From the data that follows, copy every line holding the string "html".

Code that builds pages:
'''

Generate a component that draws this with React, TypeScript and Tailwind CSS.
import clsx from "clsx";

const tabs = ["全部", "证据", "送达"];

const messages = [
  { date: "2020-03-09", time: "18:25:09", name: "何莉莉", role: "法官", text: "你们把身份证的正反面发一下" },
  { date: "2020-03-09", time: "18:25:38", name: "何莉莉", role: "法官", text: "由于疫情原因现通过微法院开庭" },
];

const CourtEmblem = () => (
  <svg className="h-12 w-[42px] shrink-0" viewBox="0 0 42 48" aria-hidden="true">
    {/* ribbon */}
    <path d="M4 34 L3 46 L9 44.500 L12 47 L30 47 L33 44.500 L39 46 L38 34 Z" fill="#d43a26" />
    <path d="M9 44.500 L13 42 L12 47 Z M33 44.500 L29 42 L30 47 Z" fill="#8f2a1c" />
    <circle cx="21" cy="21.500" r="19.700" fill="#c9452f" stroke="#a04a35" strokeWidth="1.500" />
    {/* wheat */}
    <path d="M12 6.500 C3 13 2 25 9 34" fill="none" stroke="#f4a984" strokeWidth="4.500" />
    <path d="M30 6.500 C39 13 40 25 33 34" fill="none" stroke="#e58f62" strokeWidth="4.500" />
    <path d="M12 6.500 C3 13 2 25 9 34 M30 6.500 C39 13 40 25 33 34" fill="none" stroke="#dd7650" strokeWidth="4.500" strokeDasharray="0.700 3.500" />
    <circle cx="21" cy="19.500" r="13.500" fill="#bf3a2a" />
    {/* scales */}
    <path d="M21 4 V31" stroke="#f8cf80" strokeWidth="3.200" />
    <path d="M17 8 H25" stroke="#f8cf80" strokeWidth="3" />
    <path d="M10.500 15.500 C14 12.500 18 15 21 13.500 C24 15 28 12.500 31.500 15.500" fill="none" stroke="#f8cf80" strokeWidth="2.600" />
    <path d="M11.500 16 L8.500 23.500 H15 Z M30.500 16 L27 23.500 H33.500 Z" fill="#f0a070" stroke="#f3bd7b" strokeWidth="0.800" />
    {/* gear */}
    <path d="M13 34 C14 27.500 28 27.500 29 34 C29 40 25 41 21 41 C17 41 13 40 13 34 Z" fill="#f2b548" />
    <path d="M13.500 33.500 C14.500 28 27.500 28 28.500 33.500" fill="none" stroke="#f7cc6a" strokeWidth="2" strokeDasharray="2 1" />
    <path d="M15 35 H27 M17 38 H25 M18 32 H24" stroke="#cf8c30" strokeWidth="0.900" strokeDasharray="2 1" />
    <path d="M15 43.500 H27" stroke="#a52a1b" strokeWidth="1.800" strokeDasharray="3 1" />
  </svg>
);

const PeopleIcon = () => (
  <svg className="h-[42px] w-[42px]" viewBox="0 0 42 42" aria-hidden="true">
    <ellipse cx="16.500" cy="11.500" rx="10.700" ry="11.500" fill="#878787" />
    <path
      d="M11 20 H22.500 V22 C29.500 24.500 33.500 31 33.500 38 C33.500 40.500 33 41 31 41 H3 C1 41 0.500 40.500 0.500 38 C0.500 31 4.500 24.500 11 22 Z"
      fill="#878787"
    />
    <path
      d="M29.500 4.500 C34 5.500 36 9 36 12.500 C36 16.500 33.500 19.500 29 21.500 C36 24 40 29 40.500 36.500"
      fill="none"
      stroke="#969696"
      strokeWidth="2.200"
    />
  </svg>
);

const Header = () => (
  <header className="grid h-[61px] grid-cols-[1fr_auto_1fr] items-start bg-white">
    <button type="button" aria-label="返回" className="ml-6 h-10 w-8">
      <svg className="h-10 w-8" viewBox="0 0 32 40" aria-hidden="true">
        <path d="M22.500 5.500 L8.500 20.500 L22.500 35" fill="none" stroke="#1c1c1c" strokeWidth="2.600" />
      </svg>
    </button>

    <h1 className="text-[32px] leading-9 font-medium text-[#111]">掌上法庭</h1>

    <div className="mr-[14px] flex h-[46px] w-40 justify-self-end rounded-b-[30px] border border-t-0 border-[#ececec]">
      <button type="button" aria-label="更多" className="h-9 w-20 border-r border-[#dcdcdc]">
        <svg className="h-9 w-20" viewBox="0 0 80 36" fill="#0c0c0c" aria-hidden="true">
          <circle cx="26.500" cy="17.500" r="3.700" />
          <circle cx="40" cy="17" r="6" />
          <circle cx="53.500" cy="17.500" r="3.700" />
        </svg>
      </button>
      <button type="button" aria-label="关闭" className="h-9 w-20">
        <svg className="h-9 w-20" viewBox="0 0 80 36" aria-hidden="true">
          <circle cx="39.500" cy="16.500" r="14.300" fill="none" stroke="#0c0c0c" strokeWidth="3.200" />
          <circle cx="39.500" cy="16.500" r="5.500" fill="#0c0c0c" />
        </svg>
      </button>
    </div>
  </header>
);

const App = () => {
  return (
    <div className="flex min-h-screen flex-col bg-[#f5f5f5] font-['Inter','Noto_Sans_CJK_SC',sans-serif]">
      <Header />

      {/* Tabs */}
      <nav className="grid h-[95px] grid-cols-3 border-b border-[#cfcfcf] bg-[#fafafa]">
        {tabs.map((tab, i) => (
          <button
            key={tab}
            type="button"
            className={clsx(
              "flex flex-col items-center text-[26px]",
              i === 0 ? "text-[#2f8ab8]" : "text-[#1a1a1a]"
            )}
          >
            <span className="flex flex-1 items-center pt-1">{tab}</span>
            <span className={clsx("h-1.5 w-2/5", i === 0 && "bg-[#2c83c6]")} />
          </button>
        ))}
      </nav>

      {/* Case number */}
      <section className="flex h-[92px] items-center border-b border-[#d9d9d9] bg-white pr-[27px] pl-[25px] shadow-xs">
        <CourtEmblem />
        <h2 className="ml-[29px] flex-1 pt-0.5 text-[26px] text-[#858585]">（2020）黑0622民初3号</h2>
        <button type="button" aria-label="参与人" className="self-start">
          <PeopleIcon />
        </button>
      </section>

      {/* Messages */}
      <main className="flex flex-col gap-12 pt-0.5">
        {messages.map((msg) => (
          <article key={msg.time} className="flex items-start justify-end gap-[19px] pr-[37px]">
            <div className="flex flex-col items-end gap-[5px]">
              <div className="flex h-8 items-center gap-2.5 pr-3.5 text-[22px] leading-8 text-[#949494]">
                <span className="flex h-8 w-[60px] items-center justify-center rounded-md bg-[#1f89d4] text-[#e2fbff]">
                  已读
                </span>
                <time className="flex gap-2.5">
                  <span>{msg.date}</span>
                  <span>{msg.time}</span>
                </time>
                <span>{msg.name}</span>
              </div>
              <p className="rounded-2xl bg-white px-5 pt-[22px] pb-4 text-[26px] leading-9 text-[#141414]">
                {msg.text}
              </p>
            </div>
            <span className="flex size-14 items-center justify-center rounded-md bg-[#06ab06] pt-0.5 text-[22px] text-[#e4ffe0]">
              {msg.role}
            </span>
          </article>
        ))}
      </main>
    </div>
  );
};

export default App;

'''
'''

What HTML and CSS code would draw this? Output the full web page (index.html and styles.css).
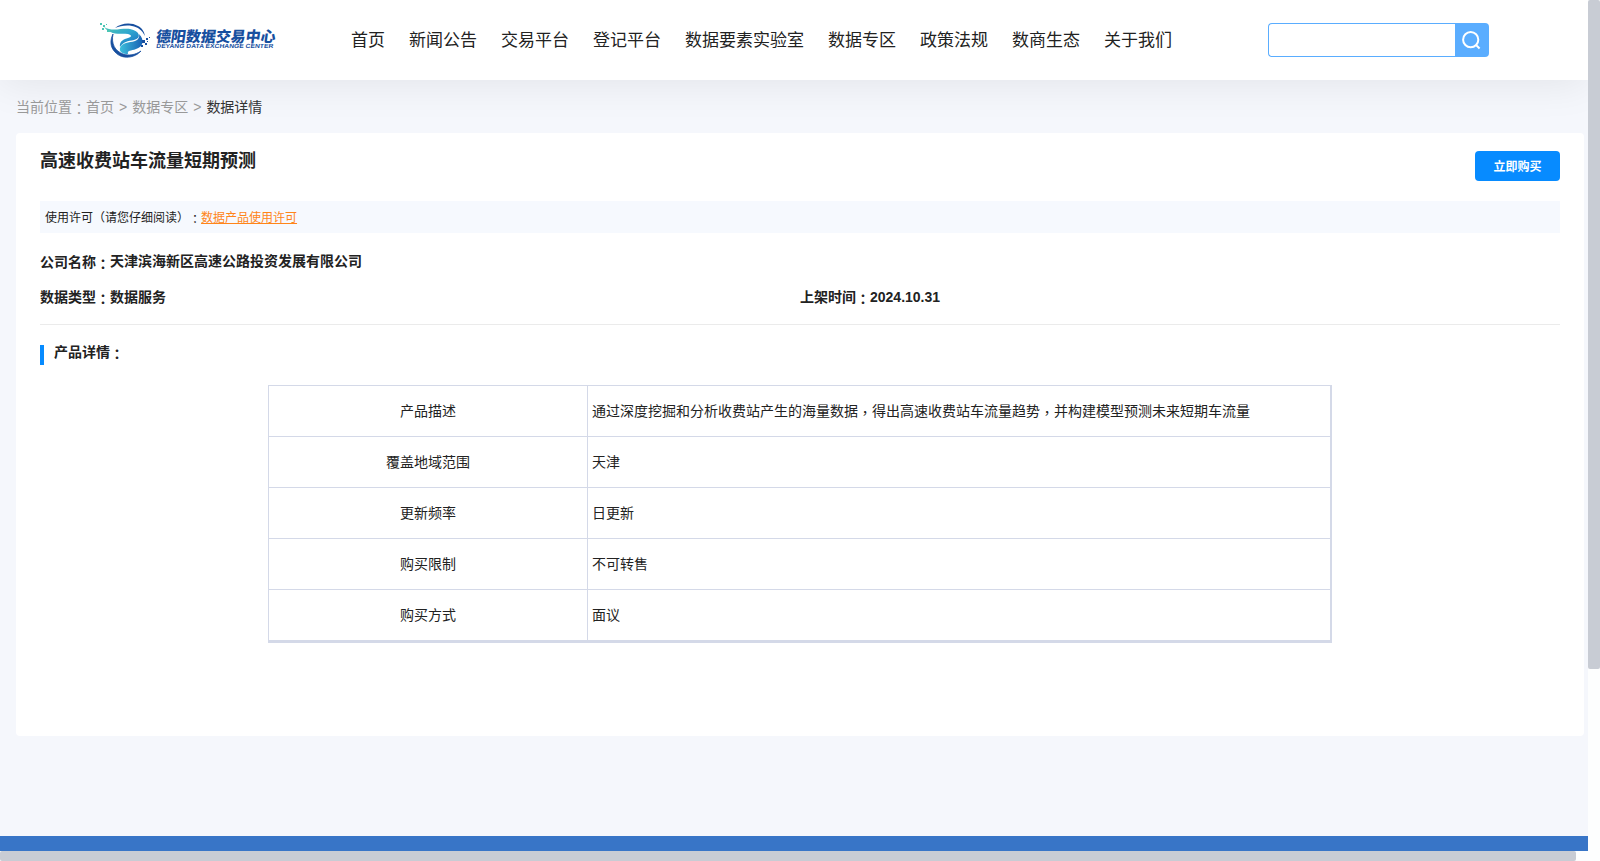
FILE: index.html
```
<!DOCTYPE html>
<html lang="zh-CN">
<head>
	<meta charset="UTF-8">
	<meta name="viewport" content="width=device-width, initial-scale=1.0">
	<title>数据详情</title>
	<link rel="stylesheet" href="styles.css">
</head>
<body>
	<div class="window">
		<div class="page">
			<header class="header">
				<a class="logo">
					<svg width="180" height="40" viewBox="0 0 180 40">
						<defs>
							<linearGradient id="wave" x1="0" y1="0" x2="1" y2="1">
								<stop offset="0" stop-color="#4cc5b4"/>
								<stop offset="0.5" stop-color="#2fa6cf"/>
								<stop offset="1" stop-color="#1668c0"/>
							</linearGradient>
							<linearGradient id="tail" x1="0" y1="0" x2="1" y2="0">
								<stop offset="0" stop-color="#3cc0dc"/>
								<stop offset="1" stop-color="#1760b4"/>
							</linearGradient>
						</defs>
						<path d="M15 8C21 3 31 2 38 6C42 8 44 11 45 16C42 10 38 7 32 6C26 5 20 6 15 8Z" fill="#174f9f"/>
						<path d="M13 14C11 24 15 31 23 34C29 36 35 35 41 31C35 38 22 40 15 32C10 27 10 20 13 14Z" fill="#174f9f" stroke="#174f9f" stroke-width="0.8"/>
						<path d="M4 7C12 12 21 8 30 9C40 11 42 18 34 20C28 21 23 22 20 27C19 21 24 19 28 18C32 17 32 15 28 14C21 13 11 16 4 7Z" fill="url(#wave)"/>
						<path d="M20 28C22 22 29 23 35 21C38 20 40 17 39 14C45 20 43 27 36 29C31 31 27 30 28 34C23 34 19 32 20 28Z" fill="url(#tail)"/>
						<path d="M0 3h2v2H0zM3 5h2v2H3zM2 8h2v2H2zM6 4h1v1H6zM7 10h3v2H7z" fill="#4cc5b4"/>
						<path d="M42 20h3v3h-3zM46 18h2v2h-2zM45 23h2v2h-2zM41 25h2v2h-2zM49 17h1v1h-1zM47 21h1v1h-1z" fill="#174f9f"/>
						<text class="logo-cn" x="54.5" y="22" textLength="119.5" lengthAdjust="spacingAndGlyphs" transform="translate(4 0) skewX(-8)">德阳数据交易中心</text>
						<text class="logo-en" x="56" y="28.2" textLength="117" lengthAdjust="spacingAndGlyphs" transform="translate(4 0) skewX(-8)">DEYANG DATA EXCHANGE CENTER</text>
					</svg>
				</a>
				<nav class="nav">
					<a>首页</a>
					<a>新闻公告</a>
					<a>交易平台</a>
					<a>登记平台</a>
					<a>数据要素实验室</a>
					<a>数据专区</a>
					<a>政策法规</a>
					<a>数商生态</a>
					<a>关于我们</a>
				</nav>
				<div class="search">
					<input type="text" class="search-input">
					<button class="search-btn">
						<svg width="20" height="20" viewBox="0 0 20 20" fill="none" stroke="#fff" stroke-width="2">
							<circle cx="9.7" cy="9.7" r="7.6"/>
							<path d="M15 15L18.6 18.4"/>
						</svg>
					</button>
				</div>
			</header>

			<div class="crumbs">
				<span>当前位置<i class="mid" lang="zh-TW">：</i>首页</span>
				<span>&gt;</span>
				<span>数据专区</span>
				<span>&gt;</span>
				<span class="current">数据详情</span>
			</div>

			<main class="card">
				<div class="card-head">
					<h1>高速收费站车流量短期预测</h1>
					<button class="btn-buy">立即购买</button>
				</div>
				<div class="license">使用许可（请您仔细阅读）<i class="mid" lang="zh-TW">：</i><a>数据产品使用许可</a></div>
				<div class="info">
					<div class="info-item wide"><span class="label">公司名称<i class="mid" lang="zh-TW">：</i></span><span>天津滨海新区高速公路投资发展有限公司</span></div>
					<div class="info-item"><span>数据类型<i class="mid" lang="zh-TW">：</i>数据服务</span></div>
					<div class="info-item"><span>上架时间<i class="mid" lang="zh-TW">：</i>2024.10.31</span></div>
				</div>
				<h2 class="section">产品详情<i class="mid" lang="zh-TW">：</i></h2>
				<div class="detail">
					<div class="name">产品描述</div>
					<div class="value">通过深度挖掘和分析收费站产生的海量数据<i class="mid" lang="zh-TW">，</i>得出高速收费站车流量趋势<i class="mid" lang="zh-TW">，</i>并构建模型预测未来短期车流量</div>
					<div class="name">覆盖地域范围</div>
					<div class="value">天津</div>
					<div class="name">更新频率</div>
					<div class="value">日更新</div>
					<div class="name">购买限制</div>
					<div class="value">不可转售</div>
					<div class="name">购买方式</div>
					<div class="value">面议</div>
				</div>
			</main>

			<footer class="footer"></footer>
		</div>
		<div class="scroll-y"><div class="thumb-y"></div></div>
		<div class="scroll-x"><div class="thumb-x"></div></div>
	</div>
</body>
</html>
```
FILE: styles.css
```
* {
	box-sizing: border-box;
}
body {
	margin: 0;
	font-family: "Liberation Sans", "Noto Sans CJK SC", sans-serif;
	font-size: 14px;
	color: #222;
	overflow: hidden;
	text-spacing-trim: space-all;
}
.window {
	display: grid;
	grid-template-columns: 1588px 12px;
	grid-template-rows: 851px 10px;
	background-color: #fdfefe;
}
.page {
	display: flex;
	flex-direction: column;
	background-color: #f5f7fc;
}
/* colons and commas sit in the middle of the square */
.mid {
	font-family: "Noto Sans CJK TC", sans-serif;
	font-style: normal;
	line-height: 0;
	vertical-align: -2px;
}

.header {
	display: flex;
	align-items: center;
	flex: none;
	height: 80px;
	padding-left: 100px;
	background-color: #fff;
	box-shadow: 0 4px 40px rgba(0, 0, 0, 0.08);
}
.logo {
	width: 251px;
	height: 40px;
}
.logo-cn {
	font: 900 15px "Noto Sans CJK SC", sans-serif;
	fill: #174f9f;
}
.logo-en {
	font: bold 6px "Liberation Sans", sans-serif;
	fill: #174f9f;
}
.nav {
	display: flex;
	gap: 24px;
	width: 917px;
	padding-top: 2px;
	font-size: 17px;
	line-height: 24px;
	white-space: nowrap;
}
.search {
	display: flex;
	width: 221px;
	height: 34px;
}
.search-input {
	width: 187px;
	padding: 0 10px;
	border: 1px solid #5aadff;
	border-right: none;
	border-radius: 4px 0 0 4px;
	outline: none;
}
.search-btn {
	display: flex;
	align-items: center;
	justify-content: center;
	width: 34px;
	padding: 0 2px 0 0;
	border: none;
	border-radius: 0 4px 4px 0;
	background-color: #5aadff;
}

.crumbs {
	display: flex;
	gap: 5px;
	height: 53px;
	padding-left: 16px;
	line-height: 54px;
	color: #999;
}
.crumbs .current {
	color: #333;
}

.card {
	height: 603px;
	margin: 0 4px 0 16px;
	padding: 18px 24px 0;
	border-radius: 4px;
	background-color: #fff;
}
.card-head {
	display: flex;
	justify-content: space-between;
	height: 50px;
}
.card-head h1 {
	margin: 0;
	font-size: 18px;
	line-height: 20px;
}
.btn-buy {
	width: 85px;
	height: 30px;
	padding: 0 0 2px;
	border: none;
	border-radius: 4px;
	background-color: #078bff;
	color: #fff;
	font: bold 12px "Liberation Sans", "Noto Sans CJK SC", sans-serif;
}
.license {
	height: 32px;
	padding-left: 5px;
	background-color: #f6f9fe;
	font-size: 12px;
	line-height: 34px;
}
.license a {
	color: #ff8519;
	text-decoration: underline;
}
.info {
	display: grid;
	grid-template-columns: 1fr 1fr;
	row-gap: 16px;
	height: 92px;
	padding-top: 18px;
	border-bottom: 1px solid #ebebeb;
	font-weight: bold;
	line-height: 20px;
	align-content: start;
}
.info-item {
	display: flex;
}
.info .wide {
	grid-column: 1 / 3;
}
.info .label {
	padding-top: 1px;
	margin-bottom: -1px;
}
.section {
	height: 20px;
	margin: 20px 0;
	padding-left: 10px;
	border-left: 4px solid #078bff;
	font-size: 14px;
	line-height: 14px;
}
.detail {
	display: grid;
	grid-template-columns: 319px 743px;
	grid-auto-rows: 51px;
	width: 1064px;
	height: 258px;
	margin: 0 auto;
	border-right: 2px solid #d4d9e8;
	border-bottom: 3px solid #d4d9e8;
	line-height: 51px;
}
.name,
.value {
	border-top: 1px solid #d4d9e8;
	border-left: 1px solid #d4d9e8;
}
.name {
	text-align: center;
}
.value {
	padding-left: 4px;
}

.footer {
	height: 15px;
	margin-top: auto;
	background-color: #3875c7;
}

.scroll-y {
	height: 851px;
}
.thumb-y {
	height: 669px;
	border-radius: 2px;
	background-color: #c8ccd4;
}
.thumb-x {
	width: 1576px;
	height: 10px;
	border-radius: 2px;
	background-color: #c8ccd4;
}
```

'''

THE RESPONSE:
What HTML and CSS code would draw this? Output the full web page (index.html and styles.css).
FILE: index.html
<!DOCTYPE html>
<html lang="zh-CN">
</html>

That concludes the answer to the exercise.